Fri. Mar 22nd, 2024

Greed or Green: It was too hopeful of Greed to expect laughs at the expense of underpaid workers and refugees

By Catherine F Poole Feb 21, 2020
Steve Coogan as Richard McCreadie in Winterbottom's new film, Greed. Photo: SonyPictures

2/5 Stars

Greed had so much potential; a promising storyline, a fantastic cast and many celebrity cameos. But much like the fast-fashion the film is based on, it fell apart almost straight away.

Michael Winterbottom’s latest direction stars Steve Coogan as Richard “Greedy” McCreadie, a self-made billionaire whose retail empire begins to plummet when a public inquiry into the exploitation of worker’s rights damages his reputation.

To save face, McCreadie throws an extravagant roman-themed 60th birthday party on the Greek Island.

Greed is basically an imitation of the fast fashion business mogul Philip Green, the chairman of Topshop, the now-defunct BHS and other high street names, which makes you wonder why it wasn’t titled Green from the get-go.

The similarities between Green and McCreadie are aplenty, masked only by a few tiny fictional details to tread legal ground.

Both created a high street empire exploiting workers from South Asian countries.

Both threw a toga-themed party, though Green hosted his in Cyprus for his 50th birthday. And both paid themselves and their wives massive dividends from their businesses.

Surely, Greed has enough grounds for Green to sue if he so desired… A risky move in the name of satire by Winterbottom.

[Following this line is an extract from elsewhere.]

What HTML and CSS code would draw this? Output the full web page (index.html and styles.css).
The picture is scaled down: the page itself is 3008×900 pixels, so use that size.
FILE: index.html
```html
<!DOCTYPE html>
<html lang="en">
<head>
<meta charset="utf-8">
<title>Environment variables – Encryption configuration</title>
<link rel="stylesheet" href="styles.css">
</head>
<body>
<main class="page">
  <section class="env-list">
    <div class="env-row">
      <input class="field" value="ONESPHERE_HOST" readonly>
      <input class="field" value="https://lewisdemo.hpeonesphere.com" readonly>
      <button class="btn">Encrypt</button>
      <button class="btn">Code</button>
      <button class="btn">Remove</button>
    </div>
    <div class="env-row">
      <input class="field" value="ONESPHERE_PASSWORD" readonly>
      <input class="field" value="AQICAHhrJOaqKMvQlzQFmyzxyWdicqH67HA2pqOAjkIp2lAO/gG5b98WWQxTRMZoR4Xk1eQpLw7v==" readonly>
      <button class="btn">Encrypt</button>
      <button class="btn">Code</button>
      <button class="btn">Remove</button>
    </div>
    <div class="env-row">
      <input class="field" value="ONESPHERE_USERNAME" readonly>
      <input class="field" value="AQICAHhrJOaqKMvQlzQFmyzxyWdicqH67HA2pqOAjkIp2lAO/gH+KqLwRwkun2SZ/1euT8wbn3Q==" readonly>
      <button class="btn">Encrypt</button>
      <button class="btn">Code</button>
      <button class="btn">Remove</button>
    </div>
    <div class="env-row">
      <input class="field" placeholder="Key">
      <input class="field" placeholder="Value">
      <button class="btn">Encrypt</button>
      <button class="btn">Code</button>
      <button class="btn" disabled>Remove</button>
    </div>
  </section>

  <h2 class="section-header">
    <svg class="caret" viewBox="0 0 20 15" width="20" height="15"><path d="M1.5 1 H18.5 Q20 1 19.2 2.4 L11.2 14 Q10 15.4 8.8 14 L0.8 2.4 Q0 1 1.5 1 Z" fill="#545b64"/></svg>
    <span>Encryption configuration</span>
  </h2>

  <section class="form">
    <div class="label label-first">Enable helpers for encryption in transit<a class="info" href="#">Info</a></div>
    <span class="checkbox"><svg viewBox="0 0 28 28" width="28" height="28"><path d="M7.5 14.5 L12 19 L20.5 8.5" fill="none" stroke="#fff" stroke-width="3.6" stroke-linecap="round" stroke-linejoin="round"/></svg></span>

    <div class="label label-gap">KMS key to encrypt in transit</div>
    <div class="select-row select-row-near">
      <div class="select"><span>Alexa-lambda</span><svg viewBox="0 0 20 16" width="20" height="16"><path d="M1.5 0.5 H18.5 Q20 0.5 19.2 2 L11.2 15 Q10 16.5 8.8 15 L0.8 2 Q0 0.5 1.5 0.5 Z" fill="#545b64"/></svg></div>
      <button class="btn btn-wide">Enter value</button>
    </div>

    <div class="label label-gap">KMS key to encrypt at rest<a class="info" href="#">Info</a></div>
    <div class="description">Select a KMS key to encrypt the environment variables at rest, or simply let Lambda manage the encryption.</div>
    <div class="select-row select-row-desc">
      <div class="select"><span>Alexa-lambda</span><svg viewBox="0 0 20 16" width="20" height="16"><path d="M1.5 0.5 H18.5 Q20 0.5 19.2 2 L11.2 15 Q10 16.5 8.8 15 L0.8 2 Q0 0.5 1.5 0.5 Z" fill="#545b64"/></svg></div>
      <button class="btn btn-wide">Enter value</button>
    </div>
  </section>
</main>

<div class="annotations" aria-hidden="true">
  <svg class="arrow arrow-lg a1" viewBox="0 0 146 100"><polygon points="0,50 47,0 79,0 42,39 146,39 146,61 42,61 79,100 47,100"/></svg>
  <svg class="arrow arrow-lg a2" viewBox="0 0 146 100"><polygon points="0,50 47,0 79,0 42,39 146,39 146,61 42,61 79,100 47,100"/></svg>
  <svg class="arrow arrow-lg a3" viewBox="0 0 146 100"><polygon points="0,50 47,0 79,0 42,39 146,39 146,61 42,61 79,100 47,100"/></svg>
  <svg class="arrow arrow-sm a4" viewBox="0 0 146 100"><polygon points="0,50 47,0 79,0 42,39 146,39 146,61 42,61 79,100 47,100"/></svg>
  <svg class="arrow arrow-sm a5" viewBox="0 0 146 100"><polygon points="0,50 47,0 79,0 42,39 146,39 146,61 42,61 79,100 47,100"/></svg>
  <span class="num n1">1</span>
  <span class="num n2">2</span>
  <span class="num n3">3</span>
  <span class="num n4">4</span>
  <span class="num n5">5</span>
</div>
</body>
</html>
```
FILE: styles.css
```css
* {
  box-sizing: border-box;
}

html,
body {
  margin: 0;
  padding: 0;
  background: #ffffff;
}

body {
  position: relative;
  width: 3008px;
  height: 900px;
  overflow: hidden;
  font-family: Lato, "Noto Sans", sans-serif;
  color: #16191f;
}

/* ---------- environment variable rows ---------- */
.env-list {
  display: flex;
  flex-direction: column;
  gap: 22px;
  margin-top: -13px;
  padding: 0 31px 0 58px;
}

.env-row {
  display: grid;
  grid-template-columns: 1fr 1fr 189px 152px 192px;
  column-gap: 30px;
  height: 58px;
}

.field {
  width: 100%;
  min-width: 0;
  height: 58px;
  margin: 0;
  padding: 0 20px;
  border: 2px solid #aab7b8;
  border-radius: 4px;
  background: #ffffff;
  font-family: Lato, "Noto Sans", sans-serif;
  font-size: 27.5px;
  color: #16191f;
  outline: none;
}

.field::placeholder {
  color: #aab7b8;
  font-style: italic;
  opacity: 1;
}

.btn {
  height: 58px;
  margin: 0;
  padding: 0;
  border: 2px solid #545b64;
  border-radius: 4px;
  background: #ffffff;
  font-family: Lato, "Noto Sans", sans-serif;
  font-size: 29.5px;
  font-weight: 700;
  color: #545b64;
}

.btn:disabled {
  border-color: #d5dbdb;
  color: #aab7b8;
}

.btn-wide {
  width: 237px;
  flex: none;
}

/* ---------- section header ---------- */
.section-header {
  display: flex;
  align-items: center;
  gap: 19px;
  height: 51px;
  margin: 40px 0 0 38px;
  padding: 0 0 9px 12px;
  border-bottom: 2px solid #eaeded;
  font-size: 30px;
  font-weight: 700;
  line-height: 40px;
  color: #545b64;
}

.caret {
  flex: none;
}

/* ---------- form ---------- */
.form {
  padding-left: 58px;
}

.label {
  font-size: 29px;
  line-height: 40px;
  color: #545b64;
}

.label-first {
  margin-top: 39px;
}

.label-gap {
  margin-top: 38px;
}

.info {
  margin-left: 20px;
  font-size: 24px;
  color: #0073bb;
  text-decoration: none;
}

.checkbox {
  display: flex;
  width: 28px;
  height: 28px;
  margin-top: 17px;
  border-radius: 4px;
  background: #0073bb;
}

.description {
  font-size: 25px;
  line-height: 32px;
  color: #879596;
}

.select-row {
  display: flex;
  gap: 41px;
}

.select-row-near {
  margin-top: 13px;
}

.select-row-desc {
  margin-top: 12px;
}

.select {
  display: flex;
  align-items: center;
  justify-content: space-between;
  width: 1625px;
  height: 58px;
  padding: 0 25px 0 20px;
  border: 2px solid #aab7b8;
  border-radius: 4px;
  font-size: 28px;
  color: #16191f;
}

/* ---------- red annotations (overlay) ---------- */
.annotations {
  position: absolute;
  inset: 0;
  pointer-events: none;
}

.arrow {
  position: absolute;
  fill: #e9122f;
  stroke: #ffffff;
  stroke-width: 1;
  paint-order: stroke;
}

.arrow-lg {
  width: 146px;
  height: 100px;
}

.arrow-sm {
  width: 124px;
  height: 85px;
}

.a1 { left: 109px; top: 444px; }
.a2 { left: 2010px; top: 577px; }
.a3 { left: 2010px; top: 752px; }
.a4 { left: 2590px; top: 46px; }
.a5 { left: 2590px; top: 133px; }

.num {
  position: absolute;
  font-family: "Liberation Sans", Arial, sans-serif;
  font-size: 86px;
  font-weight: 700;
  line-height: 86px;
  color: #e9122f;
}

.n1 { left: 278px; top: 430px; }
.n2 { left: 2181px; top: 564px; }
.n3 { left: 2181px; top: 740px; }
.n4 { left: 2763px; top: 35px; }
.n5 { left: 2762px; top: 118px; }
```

The film begins with what is to be Caroline Flack’s last screen performance stroking the ego of McCreadie which now seems as haunting as the rest of the film with humour that falls flat and a mockery of real-life issues which Winterbottom fails to bring to justice.

Told in a mockumentary style, McCreadie’s biographer, played by David Mitchell, is used to play out flashbacks of his life and his retail empire.

Mitchell is the saving grace of the film despite his character Nick being much more tamed and reserved than his better-known role as Mark Corrigan from Peep Show.

Comedy often falls short in Greed and Coogan’s excessive use of “c*nt” is too relied on for humour. Although, celebrities such as James Blunt making jokes at the expense of themselves were a good touch.

It was too hopeful of Winterbottom to expect laughs at the expense of underpaid workers and refugees.

Greed is out in UK cinemas on February 21.